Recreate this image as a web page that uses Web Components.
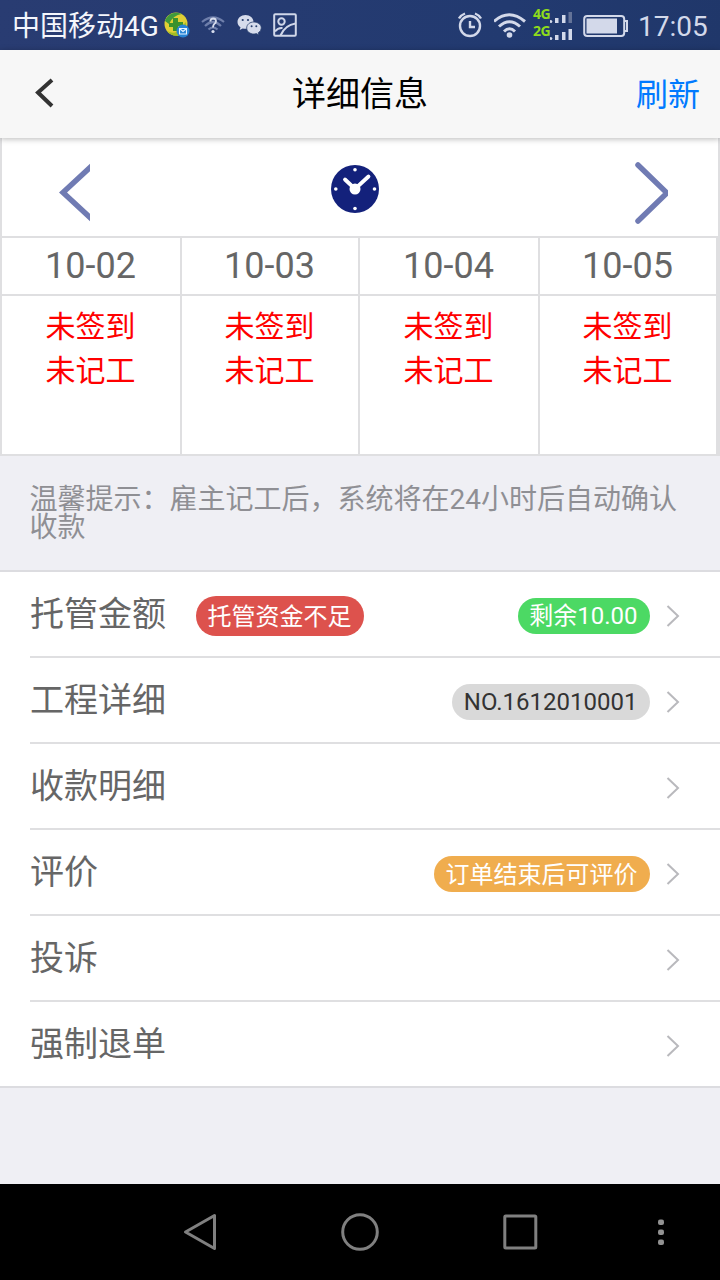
·····
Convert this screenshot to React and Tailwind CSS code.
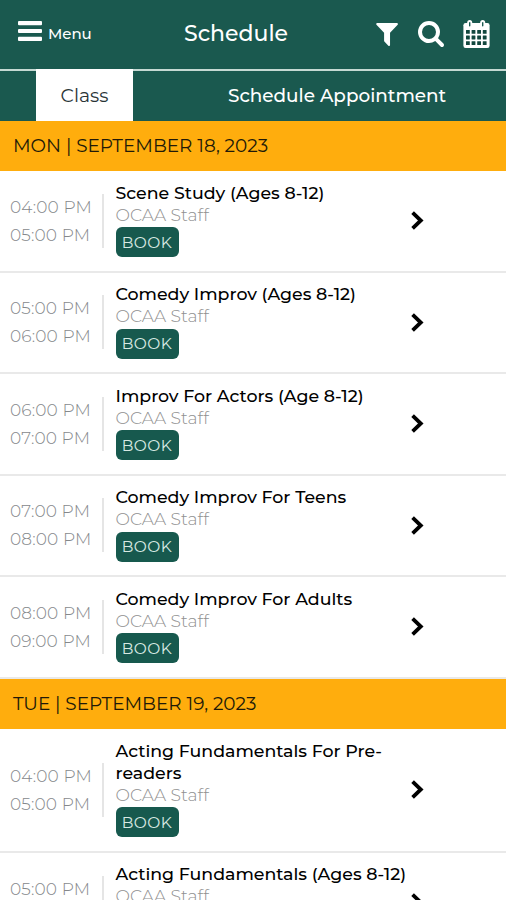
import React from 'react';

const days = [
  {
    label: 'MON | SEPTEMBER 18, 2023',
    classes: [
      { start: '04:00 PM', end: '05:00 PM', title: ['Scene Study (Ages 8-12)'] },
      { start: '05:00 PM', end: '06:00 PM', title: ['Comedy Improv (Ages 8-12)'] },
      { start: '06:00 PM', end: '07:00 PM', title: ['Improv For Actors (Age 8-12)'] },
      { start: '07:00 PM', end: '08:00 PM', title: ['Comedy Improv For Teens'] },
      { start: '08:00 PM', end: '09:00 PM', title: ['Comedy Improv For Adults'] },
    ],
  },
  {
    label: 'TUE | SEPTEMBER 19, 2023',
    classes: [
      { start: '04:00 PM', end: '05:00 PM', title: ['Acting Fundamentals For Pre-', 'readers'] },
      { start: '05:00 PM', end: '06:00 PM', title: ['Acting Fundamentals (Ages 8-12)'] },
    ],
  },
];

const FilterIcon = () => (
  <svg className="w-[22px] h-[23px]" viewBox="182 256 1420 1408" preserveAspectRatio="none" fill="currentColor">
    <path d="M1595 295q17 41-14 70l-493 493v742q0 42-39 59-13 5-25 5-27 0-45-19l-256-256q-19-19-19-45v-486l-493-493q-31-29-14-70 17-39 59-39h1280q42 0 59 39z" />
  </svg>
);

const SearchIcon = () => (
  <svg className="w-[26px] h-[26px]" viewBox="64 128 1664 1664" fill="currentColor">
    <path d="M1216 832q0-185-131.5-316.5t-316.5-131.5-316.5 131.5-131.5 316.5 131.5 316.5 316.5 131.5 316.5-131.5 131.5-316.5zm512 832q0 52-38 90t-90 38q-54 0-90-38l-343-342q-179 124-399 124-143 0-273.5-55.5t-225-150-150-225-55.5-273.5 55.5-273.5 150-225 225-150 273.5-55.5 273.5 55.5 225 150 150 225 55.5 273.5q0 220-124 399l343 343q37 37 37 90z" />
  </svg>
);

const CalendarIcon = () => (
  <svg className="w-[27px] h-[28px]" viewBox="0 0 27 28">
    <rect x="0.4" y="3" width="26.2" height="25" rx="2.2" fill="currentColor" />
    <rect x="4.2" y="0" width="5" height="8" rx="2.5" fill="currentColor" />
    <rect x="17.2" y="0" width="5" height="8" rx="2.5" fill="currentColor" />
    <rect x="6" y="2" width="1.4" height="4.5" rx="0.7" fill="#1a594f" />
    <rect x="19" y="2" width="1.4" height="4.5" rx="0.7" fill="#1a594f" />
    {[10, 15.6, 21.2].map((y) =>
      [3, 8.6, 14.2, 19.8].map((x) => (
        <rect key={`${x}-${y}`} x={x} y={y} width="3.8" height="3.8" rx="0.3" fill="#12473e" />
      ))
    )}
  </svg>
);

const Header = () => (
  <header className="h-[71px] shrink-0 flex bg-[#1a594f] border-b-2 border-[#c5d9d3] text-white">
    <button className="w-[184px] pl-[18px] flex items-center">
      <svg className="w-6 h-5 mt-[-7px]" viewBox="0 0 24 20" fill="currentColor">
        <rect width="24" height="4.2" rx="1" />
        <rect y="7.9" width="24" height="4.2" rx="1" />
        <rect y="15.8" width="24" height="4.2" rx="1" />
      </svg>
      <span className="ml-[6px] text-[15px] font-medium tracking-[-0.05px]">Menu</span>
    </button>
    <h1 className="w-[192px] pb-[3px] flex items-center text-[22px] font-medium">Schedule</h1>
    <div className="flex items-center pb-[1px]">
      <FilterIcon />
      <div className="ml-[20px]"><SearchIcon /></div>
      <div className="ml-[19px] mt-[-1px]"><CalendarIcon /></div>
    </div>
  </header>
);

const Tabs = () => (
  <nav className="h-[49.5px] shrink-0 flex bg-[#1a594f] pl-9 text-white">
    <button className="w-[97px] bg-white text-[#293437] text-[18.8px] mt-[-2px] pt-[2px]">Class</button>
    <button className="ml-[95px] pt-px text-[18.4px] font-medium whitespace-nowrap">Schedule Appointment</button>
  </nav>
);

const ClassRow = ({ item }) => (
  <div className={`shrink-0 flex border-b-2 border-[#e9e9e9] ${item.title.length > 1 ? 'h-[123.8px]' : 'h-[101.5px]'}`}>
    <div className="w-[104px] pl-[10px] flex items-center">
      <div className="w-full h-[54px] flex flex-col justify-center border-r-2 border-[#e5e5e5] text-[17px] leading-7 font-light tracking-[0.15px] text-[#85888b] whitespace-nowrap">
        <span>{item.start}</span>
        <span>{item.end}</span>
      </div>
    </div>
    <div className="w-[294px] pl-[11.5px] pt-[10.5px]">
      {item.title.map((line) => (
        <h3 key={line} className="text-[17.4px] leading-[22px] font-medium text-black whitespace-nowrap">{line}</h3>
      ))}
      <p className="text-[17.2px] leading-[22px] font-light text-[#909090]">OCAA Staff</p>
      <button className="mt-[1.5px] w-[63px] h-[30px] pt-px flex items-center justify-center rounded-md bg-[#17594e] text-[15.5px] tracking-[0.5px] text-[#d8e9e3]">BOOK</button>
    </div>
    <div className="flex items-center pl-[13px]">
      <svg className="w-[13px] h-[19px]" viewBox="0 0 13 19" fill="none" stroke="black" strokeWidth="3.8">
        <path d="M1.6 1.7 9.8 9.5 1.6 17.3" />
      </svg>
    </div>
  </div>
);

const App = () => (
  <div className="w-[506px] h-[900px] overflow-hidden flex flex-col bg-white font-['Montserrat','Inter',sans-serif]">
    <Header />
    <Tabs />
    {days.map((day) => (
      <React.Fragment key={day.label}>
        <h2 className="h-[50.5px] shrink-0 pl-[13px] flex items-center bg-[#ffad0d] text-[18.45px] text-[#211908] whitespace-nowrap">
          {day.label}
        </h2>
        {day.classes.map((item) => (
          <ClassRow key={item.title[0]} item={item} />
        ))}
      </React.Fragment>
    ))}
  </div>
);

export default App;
·····
Challenge: Leave the pictures out, then copy word for word only the lines from the one containing "Convert this screenshot" through the one containing "import React from 'react';", both included.

Exercise answer:
Convert this screenshot to React and Tailwind CSS code.
import React from 'react';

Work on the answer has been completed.